Thanks for the tips and sorry for the late reply. ‘nomodeset’ helped me to get a text login but it didn’t help to find why X didn’t start with the iGPU. However I found that changing kernel boot parameters from (current setting) video=2560x1440 to video=1600x1200 (or even 1024x768) also helped to get a text consle + showed what (I suppose) seems to be the problem.
TLDR: I think I may be experiencing a bug quite similar to one of these:
https://bugzilla.kernel.org/show_bug.cgi?id=79261
https://bugs.freedesktop.org/show_bug.cgi?id=89806
I tested the following cases (pasting excerpts from command output which seem related). To keep it as short as possible:
Case 1
BIOS setting: Primary GPU = Auto (or PCIE)
X works. The iGPU does not show in virt-manager unless I also enable the multi-monitor iGPU setting in BIOS (which seems to have no effect on the following):
lspci shows only the dGPU
dmesg
/var/log/Xorg.0.log
Case 2
BIOS setting: Primary GPU = iGPU. Multi-monitor for iGPU can be enabled or disabled (doesn’t seem to matter). Lowering ‘video=…’ as explained so I can see what is going on.

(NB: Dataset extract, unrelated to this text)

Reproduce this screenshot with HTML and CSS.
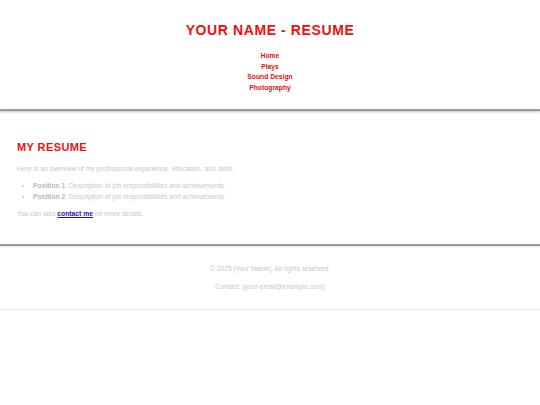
FILE: index.html
```html
<!DOCTYPE html>
<html lang="en">
<head>
<meta charset="utf-8">
<title>Your Name - Resume</title>
<link rel="stylesheet" href="styles.css">
</head>
<body>
  <header class="site-header">
    <h1 class="site-title">YOUR NAME - RESUME</h1>
    <nav class="site-nav">
      <ul>
        <li><a href="#">Home</a></li>
        <li><a href="#">Plays</a></li>
        <li><a href="#">Sound Design</a></li>
        <li><a href="#">Photography</a></li>
      </ul>
    </nav>
  </header>

  <main class="content">
    <h2 class="section-title">MY RESUME</h2>
    <p>Here is an overview of my professional experience, education, and skills.</p>
    <ul class="positions">
      <li><strong>Position 1</strong>: Description of job responsibilities and achievements.</li>
      <li><strong>Position 2</strong>: Description of job responsibilities and achievements.</li>
    </ul>
    <p>You can also <a class="contact-link" href="#">contact me</a> for more details.</p>
  </main>

  <footer class="site-footer">
    <p>&copy; 2025 [Your Name]. All rights reserved.</p>
    <p>Contact: [your-email@example.com]</p>
  </footer>
</body>
</html>
```

FILE: styles.css
```css
html, body {
  margin: 0;
  padding: 0;
  background: #fff;
}

body {
  font-family: "Liberation Sans", Arial, sans-serif;
  font-size: 6.75px;
  color: #c8c8c8;
}

/* Header with title and stacked navigation */
.site-header {
  text-align: center;
  padding: 21px 0 15px;
  border-bottom: 2px solid #9a9a9a;
  box-shadow: 0 1px 2px rgba(0, 0, 0, 0.25);
}

.site-title {
  margin: 0 0 12px;
  font-size: 14px;
  line-height: 18px;
  letter-spacing: 0.6px;
  color: #f01010;
  font-weight: bold;
}

.site-nav ul {
  list-style: none;
  margin: 0;
  padding: 0;
}

.site-nav li {
  line-height: 10.7px;
}

.site-nav a {
  color: #e01010;
  font-weight: bold;
  text-decoration: none;
}

/* Main resume section */
.content {
  padding: 28px 17px 25px;
}

.section-title {
  margin: 0 0 8px;
  font-size: 11px;
  line-height: 16px;
  letter-spacing: 0.4px;
  color: #f01010;
  font-weight: bold;
}

.content p {
  margin: 0;
  line-height: 11px;
}

.positions {
  margin: 6px 0 6px;
  padding-left: 16px;
}

.positions li {
  line-height: 11px;
}

.positions strong {
  color: #b8b8b8;
}

.contact-link {
  color: #1a0dcc;
  font-weight: bold;
  text-decoration: underline;
}

/* Footer */
.site-footer {
  text-align: center;
  padding: 17px 0 17px;
  border-top: 2px solid #9a9a9a;
  border-bottom: 1px solid #ececec;
  box-shadow: inset 0 1px 0 rgba(0, 0, 0, 0.12);
}

.site-footer p {
  margin: 0;
  line-height: 11px;
}

.site-footer p + p {
  margin-top: 7px;
}
```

X doesn’t start. I get a boot time message similar to the one in the bug report links:
[drm:intel_set_pch_fifo_underrun_reporting [i915]] *ERROR* uncleared pch fifo underrun on pch transcoder A
[drm:cpt_irq_handler [i915]] *ERROR* PCH transcoder A FIFO underrun
after which the text login appears. In console Alt+7 I see only a blank screen with a blinkin cursor on top.
lspci shows both GPUs.
dmesg shows some warning that:
ACPI: If an ACPI driver is available for this device, you should use it instead of the native driver
which I have no idea how to use.
Xorg.0.logAny idea if there is a way to resolve all this?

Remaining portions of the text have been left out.